Professor, Department Chair of Community, Environment and Policy, Director of ESRAC
Community, Environment & Policy Department
Kelly Reynolds, PhD is Professor and Chair of the Department of Community, Environment and Policy; Director of the Environment, Exposure Science and Risk Assessment Center (ESRAC) at the University of Arizona.
Since 1990, Dr. Reynolds has worked as a researcher and public health educator in environmental science, specializing in water quality, food safety, and disease transmission. Her extensive experience in those research areas includes her role as a Principal Investigator of numerous projects and the publication of hundreds of journal articles, book chapters, and professional reports.
Dr. Reynolds is working on several projects, including one in which she joins UA engineers to apply lasers to detect human viruses in drinking water. This type of technology would not only expedite the process of discovering water-borne viruses, but it could detect viruses that were previously undetectable. Between 1971 and 2000 in the United States, water-borne pathogens resulted in nearly 600,000 cases of illness. Dr. Reynolds suspects that millions of cases were undocumented because people who were affected suffered relatively minor symptoms.
She is also the Principal Investigator of two other projects, which look for contaminants in the water supply and in the home.

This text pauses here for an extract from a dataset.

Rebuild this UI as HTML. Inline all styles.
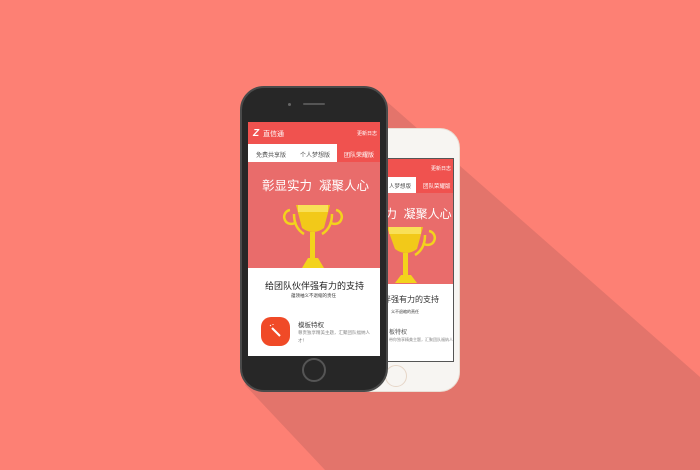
<!DOCTYPE html>
<html><head><meta charset="utf-8"><style>
*{margin:0;padding:0;box-sizing:border-box}
body{width:700px;height:470px;overflow:hidden;background:#fd8074;position:relative;font-family:"Liberation Sans","Noto Sans CJK SC",sans-serif}
.abs{position:absolute;white-space:nowrap}
</style></head><body>
<svg class="abs" style="left:0;top:0" width="700" height="470">
<polygon points="385,100 700,377 700,470 325,470 245,385" fill="#e3746b"/>
</svg>

<!-- white phone -->
<div class="abs" style="left:340px;top:128px;width:120px;height:264px;background:#f7f5f2;border-radius:20px;border:1px solid #eadfd5"></div>
<div class="abs" style="left:360px;top:158px;width:94px;height:204px;background:#fff;border:1px solid #555;overflow:hidden">
 <div class="abs" style="left:0;top:0;width:94px;height:18px;background:#f0524f;color:#fff;font-size:5px;text-align:right;padding:6px 4px 0 0">更新日志</div>
 <div class="abs" style="left:0;top:18px;width:94px;height:16px;background:#f0524f"></div>
 <div class="abs" style="left:0;top:18px;width:55px;height:16px;background:#fff;color:#555;font-size:5.5px;padding:5px 0 0 28px">人梦想版</div>
 <div class="abs" style="left:62px;top:23px;color:#fff;font-size:5.5px">团队荣耀版</div>
 <div class="abs" style="left:0;top:34px;width:94px;height:91px;background:#e96c6b"></div>
 <div class="abs" style="left:24px;top:46px;color:#fff;font-size:12px">力&nbsp;&nbsp;凝聚人心</div>
 <svg class="abs" style="left:12px;top:68px" width="70" height="58" viewBox="0 0 70 58">
  <path d="M56 4 a7 7 0 1 1 -6 12" stroke="#f3d31c" stroke-width="2.5" fill="none"/>
  <path d="M52 8 q0 14 -10 20" stroke="#f3d31c" stroke-width="2.5" fill="none"/>
  <path d="M14 0 H50 L44 22 Q33 30 22 22 Z" fill="#f2c919"/>
  <rect x="16" y="0" width="32" height="7" fill="#f9e057"/>
  <rect x="30" y="26" width="5" height="22" fill="#f3d31c"/>
  <path d="M22 56 L28 48 H38 L44 56 Z" fill="#f3d31c"/>
 </svg>
 <div class="abs" style="left:22px;top:135px;color:#333;font-size:8px">伴强有力的支持</div>
 <div class="abs" style="left:30px;top:150px;color:#333;font-size:4px">义不退缩的责任</div>
 <div class="abs" style="left:28px;top:168px;color:#555;font-size:6px">板特权</div>
 <div class="abs" style="left:28px;top:178px;color:#888;font-size:4px">带你独享精美主题，汇聚团队福纳人</div>
</div>
<div class="abs" style="left:385px;top:365px;width:22px;height:22px;border-radius:50%;border:1px solid #e6d6c8"></div>

<!-- black phone -->
<div class="abs" style="left:240px;top:86px;width:148px;height:306px;background:#272727;border-radius:24px;border:2px solid #4a4a4a"></div>
<div class="abs" style="left:288px;top:103px;width:3px;height:3px;border-radius:50%;background:#666"></div>
<div class="abs" style="left:303px;top:103px;width:22px;height:2px;border-radius:1px;background:#555"></div>
<div class="abs" style="left:302px;top:358px;width:24px;height:24px;border-radius:50%;border:2px solid #555"></div>
<div class="abs" style="left:248px;top:122px;width:132px;height:234px;background:#fff;overflow:hidden">
 <div class="abs" style="left:0;top:0;width:132px;height:22px;background:#f0524f"></div>
 <div class="abs" style="left:5px;top:6px;color:#fff;font-size:10px;font-weight:bold;font-style:italic">Z</div>
 <div class="abs" style="left:15px;top:7px;color:#fff;font-size:7px">直信通</div>
 <div class="abs" style="left:109px;top:8px;color:#fff;font-size:5px">更新日志</div>
 <div class="abs" style="left:0;top:22px;width:132px;height:18px;background:#fff"></div>
 <div class="abs" style="left:8px;top:28px;color:#555;font-size:6px">免费共享版</div>
 <div class="abs" style="left:52px;top:28px;color:#555;font-size:6px">个人梦想版</div>
 <div class="abs" style="left:89px;top:22px;width:43px;height:18px;background:#f0524f"></div>
 <div class="abs" style="left:96px;top:28px;color:#fff;font-size:6px">团队荣耀版</div>
 <div class="abs" style="left:0;top:40px;width:132px;height:106px;background:#e96c6b"></div>
 <div class="abs" style="left:14px;top:53px;color:#fff;font-size:12.5px">彰显实力&nbsp;&nbsp;凝聚人心</div>
 <svg class="abs" style="left:32px;top:80px" width="66" height="66" viewBox="0 0 66 66">
  <path d="M10 8 a7 7 0 1 0 6 12 M56 8 a7 7 0 1 1 -6 12" stroke="#f3d31c" stroke-width="2.5" fill="none"/>
  <path d="M14 12 q0 14 10 20 M52 12 q0 14 -10 20" stroke="#f3d31c" stroke-width="2.5" fill="none"/>
  <path d="M16 3 H50 L44 26 Q33 34 22 26 Z" fill="#f2c919"/>
  <rect x="18" y="3" width="30" height="7" fill="#f9e057"/>
  <rect x="30" y="30" width="5" height="26" fill="#f3d31c"/>
  <path d="M22 66 L28 56 H38 L44 66 Z" fill="#f3d31c"/>
 </svg>
 <div class="abs" style="left:17px;top:157px;color:#222;font-size:9px">给团队伙伴强有力的支持</div>
 <div class="abs" style="left:43px;top:171px;color:#333;font-size:4.5px">蕴领袖义不退缩的责任</div>
 <div class="abs" style="left:13px;top:195px;width:29px;height:29px;border-radius:10px;background:#f04a27"></div>
 <svg class="abs" style="left:19px;top:201px" width="17" height="17"><path d="M5 5 L13 13" stroke="#fff" stroke-width="2"/><path d="M3 2 l1 1 M6 1 l0 1" stroke="#fff"/></svg>
 <div class="abs" style="left:50px;top:197px;color:#444;font-size:6.5px">模板特权</div>
 <div class="abs" style="left:50px;top:207px;color:#888;font-size:4.5px;line-height:8px;width:72px;white-space:normal">尊贵独享精美主题，汇聚团队福纳人才！</div>
</div>
</body></html>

In the water study, Dr. Reynolds aims to assess the risk of tap water by analyzing the types of disease-causing organisms captured in the filters of water vending machines. In the home hygiene study, Dr. Reynolds is monitoring the Methicillin-resistant Staphylococcus aureus (MRSA) in the home by identifying the bacteria's survival in soft surfaces, including carpets and towels. The MRSA bacteria could cause severe skin infections and result in hospitalizations, or rarely death.
Dr. Reynolds hopes that her research yields information that people will use in order to reduce their risk of illness. "From a scientist's point of view, we can continue to develop and improve methods to identify hazards," she said. But that information only goes so far if the public doesn't actively participate in reducing their exposure.
Dr. Reynolds received her doctorate degree from the University of Arizona in agriculture and life sciences in the Department of Soil, Water and Environmental Science, and a master's degree from the University of South Florida in the Department of Environmental and Occupational Health. She has previously worked as a research technician, research fellow and an assistant research scientist at the UA since 1987.
1995, PhD, Agriculture and Life Sciences, University of Arizona
1992, MS, Public Health, University of South Florida
1989, BS, Microbiology, University of Arizona
Yoon, J.Y., S. Chung, K.A. Reynolds. 2020. Single virus copy level detection of norovirus on paper microfluidic chip with smartphone-based fluorescence microscope. Nature Protocols.
Wilson, A.M., M.F. King, M. Weir, J.D. Sexton, R. Canales, G. Kostov, T. Julian, C. Noakes, K.A. Reynolds. 2020. Evaluating a transfer gradient assumption in a fomite-mediated microbial transmission model using an experimental and Bayesian approach. Journal of the Royal Society Interface.
Reynolds, K.A., J.D. Sexton, F. Garavito, B. Anderson, J.M. Ivaska. 2020. Impact of a whole-room hypochlorous acid atomizing disinfection system on healthcare surface contamination, pathogen transfer, and labor efficiency. American Journal of Infection Control.
Abdel Shakour, M.A., R.A. Abdel Salam, G.M. Hadad, D.T.A. Youssef, K.A. Reynolds. 2020. Monitoring of cyanobacterial toxins in the Suez Canal region's freshwater, Egypt. Analytical Chemistry Letters.
Verhougstraete, M.P., K. Pogreba-Brown, R. Canales, K.A. Reynolds, C. Condé Lamparelli, M. Inês Zanoli Sato, J.N.S. Eisenberg. 2020. A local beach Quantitative Microbial Risk Assessment in Sao Paulo, Brazil and comparison to non-local recreational water quality guidelines. Water Research.
Malika, N., G. Barbagelatta, M. Penny, K. Reynolds, R. Sinclair. 2020. Impact of housing and infrastructure on handwashing in Peru. International Health.
Contreras, R.D., A. M. Wilson, F. Garavito, J.D. Sexton, K.A. Reynolds, R.C. Canales. 2020. Assessing virus infection probability in an office setting using stochastic simulation. Journal of Occupational & Environmental Hygiene. 17(1):30-37. https://doi.org/10.1080/15459624.2019.1691219
Dr. Reynolds has worked as a researcher and public health educator in environmental science, specializing in water quality, food safety and disease transmission. Her extensive experience in those research areas includes her role as a Principal Investigator of numerous projects and the publication of hundreds of journal articles, book chapters and professional reports.